近未来感の演出はデザインの要点だが、小物収納などのキャビンの使い勝手もないがしろにしていない。メーターパネル奧にはリッド付き収納を、助手席前面には棚、引き出し、グローブボックスを設定。もちろんカップホルダーもある。小物収納の使い勝手や容量も着実に進歩している。
機能装備面では車体周辺モニターの充実が見所のひとつ。真上からだけではない立体的な視点や、直近記録映像を基に車体下まで表示するシースルービューなど使用環境に応じて最適な画像を選択できる。狭小な条件下での安心感が一段と高まっている。
走行ハードウェアは現行型の改良型を採用している。高負荷加速では低いギヤ比で引っ張り気味の変速制御など現行型と大きく違わないのだが、走行感覚が穏やかになっている。その中でも一番変化を感じられたのが静粛性だ。
次期モデルの開発ではフロントウインドウにスーパーハイト系初の遮音ガラスを採用したほかにキャビン周りに高機能吸音材や2層遮音シートなどを配して静粛性の向上を図っている。実際に全開加速時を含むエンジン騒音や荒れた路面でのロードノイズ、車外騒音は低く、前後席の会話明瞭度も良好だった。また、後席の車体骨格周りから伝わってくる騒音の少なさも印象的。この辺りはBEVのサクラ開発の知見や技術を基にしたと考えていいだろう。
フットワークは落ち着きを重視したタイプ。

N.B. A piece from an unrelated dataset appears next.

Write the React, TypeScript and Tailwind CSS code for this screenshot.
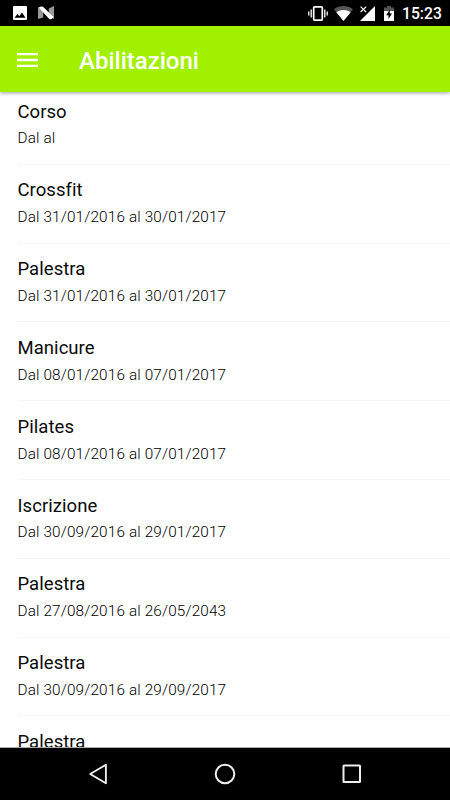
const items = [
  { name: 'Corso', dates: 'Dal al' },
  { name: 'Crossfit', dates: 'Dal 31/01/2016 al 30/01/2017' },
  { name: 'Palestra', dates: 'Dal 31/01/2016 al 30/01/2017' },
  { name: 'Manicure', dates: 'Dal 08/01/2016 al 07/01/2017' },
  { name: 'Pilates', dates: 'Dal 08/01/2016 al 07/01/2017' },
  { name: 'Iscrizione', dates: 'Dal 30/09/2016 al 29/01/2017' },
  { name: 'Palestra', dates: 'Dal 27/08/2016 al 26/05/2043' },
  { name: 'Palestra', dates: 'Dal 30/09/2016 al 29/09/2017' },
  { name: 'Palestra', dates: '' },
];

function StatusBar() {
  return (
    <div className="flex h-[26px] shrink-0 items-center bg-black pl-[13px] pr-[9px] text-white">
      <svg className="h-[14px] w-[14px]" viewBox="0 0 14 14">
        <rect width="14" height="14" rx="1" fill="#fff" />
        <path d="M1.500 11.800L4.500 8l1.800 2.200L9 6.500l3.500 5.300z" fill="#000" />
      </svg>
      <svg className="ml-[11px] h-[14px] w-4" viewBox="0 0 16 14">
        <path d="M0 1l5.200 5v5.500L0 13z" fill="#999" />
        <path d="M16 0v13l-5.200-5V2.500z" fill="#999" />
        <path d="M.5 1.500Q3 .2 5 .8L15.800 11.300Q13.500 13.800 11.300 13z" fill="#fff" />
      </svg>
      <div className="grow" />
      <svg className="h-[15px] w-5" viewBox="0 0 20 15">
        <rect x="5.700" y=".9" width="8.600" height="13.200" rx="1" fill="none" stroke="#fff" strokeWidth="1.700" />
        <path d="M3.200 3.500v8M16.800 3.500v8M.8 5.500v4M19.200 5.500v4" stroke="#fff" strokeWidth="1.300" />
      </svg>
      <svg className="ml-[6px] h-[15px] w-[19px]" viewBox="0 0 19 15">
        <path d="M0 3.200C5.500-1 13.500-1 19 3.200L9.500 15z" fill="#555" />
        <path d="M2.400 6.200c4.200-3 10-3 14.200 0L9.500 15z" fill="#fff" />
      </svg>
      <svg className="ml-[7px] h-[15px] w-[15px]" viewBox="0 0 15 15">
        <path d="M15 0v15H0z" fill="#fff" />
        <path d="M0 0h8v7H0z" fill="#000" />
        <path d="M.6 .6l5.600 5.600M6.200 .6L.6 6.200" stroke="#fff" strokeWidth="1.200" />
      </svg>
      <svg className="ml-[9px] h-[15px] w-[10px]" viewBox="0 0 10 15">
        <path d="M3 0h4v1.500h3V5H0V1.500h3z" fill="#555" />
        <path d="M0 5h10v10H0z" fill="#fff" />
        <path d="M5.800 3.500L2.200 9.200h2.300V13l3.500-5.600H5.800z" fill="#000" />
      </svg>
      <span className="ml-[8px] w-[39px] whitespace-nowrap pt-[2px] text-[15.700px] leading-[26px] font-medium">15:23</span>
    </div>
  );
}

function Header() {
  return (
    <header className="z-10 flex h-[66px] shrink-0 items-center bg-[#a0f000] pl-[17px] shadow-[0_1px_4px_rgba(0,0,0,0.4)]">
      <svg className="mt-[2px] h-[14px] w-[21px]" viewBox="0 0 21 14">
        <path d="M0 1.200h21M0 7h21M0 12.800h21" stroke="#fff" strokeWidth="2.300" />
      </svg>
      <h1 className="mt-[3px] ml-[41px] text-[24px] leading-[30px] font-medium text-white">Abilitazioni</h1>
    </header>
  );
}

function NavigationBar() {
  return (
    <nav className="flex h-[53px] shrink-0 items-center border-t border-[#aaa] bg-black pl-[87px]">
      <svg className="h-[22px] w-[22px]" viewBox="0 0 22 22">
        <path d="M18.900 1.700v18.600L3.200 11z" fill="none" stroke="#eee" strokeWidth="1.900" strokeLinejoin="round" />
      </svg>
      <svg className="ml-[105px] h-[22px] w-[22px]" viewBox="0 0 22 22">
        <circle cx="11" cy="11" r="9.300" fill="none" stroke="#eee" strokeWidth="2" />
      </svg>
      <svg className="ml-[105px] h-[22px] w-[22px]" viewBox="0 0 22 22">
        <rect x="2.500" y="2.500" width="16.500" height="16.500" rx=".5" fill="none" stroke="#eee" strokeWidth="2" />
      </svg>
    </nav>
  );
}

export default function App() {
  return (
    <div className="flex h-[800px] w-[450px] flex-col overflow-hidden bg-white font-['Roboto',sans-serif]">
      <StatusBar />
      <Header />
      <main className="min-h-0 grow overflow-hidden pl-[17.500px]">
        <ul className="-mt-[6px]">
          {items.map((item, i) => (
            <li key={i} className="h-[78.800px] border-b border-[#f4f4f4] pt-[13.700px]">
              <p className="text-[18.500px] leading-[24px] tracking-[0.050px] text-[#0a0a0a]">{item.name}</p>
              <p className="mt-[4.700px] text-[15.300px] leading-[20px] font-light tracking-[0.150px] text-black">{item.dates}</p>
            </li>
          ))}
        </ul>
      </main>
      <NavigationBar />
    </div>
  );
}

サスの動き出しは軽く、ストロークするほどに粘る。ロール等の揺れ返しも抑制されていて高速直進でも定常円旋回でも据わりのいい操舵感を示す。軽乗用相対では高速安定重視型と言えるのだが、刺激的な硬さはなく、後席乗員も寛いでいられる乗り心地でもある。長距離用途向けとまでは言わないが、プロパイロットを始め後側方衝突回避支援などの充実した安全&運転支援機能もあり、タウン&レジャーで懐が深く汎用性の高い走りを示した。
内外装を見ても試乗した印象でも、ニッサン軽の新しい時代の先駆けのように思えた。新しい世代のユーザーのための新しい「軽」といった印象が強い。










オーテックライン
オーテック仕様の「AUTECH LINE」はエンブレムや専用15インチアルミホイール、専用防水シートなどで見た目も機能もアップ。




アクセサリー装着車
ドレスアップから収納・積載関連まで、豊富なディーラーオプションが用意されている。




助手席スライドアップシート
ライフケアビークルは助手席が電動で回転/昇降。アシストグリップも標準装備する。














新型ルークス・おすすめグレード
ハイウェイスター Gターボ プロパイロットエディション

高速走行を得意とするためターボの選択もアリだ
適応用途次第で、タウンユースに限定するならNA仕様で手頃な価格のグレードでいい。ただ、ルークスの走りの特徴となる高速域でもストレスの少ない運転感覚と乗車感覚を活かし長距離用途まで考慮するなら動力性能に余裕のあるターボは必須。現在公表されているグレード展開ではターボはハイウェイスター系最上級グレードのみの設定だ。